New and diverse voices on the courts—and most of Biden's nominees are that—are essential. But so is recognizing that the courts have been adulterated by a massively partisan effort—funded by the Federalist Society's network of dark money organizations—to seize the judiciary. Court expansion, including the Supreme Court, is at this point as existential to our democracy as any reform.

In the meantime, though, good on Biden for the commitment he's demonstrating on filling seats. This round of nominees include Toby Heytens, the solicitor general for the Commonwealth of Virginia, to the 4th U.S. Circuit Court of Appeals, and Jennifer Sung, a member of the Oregon Employment Relations Board, to the 9th U.S. Circuit Court of Appeals.
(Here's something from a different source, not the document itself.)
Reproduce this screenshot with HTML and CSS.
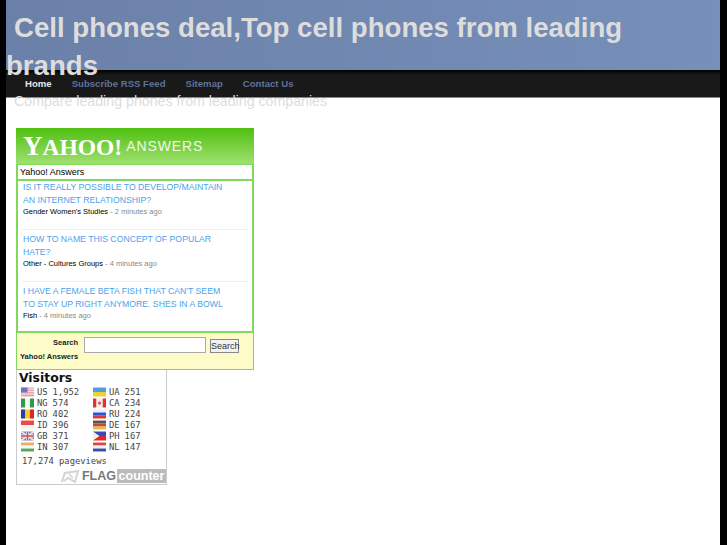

This round of district court nominees includes: Patricia Tolliver Gates, an assistant U.S. attorney, to become the second woman of color on the federal bench in Virginia; Jane Beckering, a Michigan Court of Appeals judge, to the U.S. District Court for the Western District of Michigan; Shalina Kumar, the chief judge on the Oakland County 6th Circuit Court, to the U.S. District Court for the Eastern District of Michigan; and Michael Nachmanoff, U.S. magistrate judge for the Eastern District of Virginia, to the U.S. District Court for the Eastern District of Virginia.

In addition, he's nominating two federal claims court judges: Armando Bonilla, the vice president of ethics and investigations at Capitol One, to be the first Hispanic judge on the court if confirmed; and Carolyn Lerner, the chief circuit mediator for the U.S. Courts of the D.C. Circuit, to the U.S. Court of Federal Claims.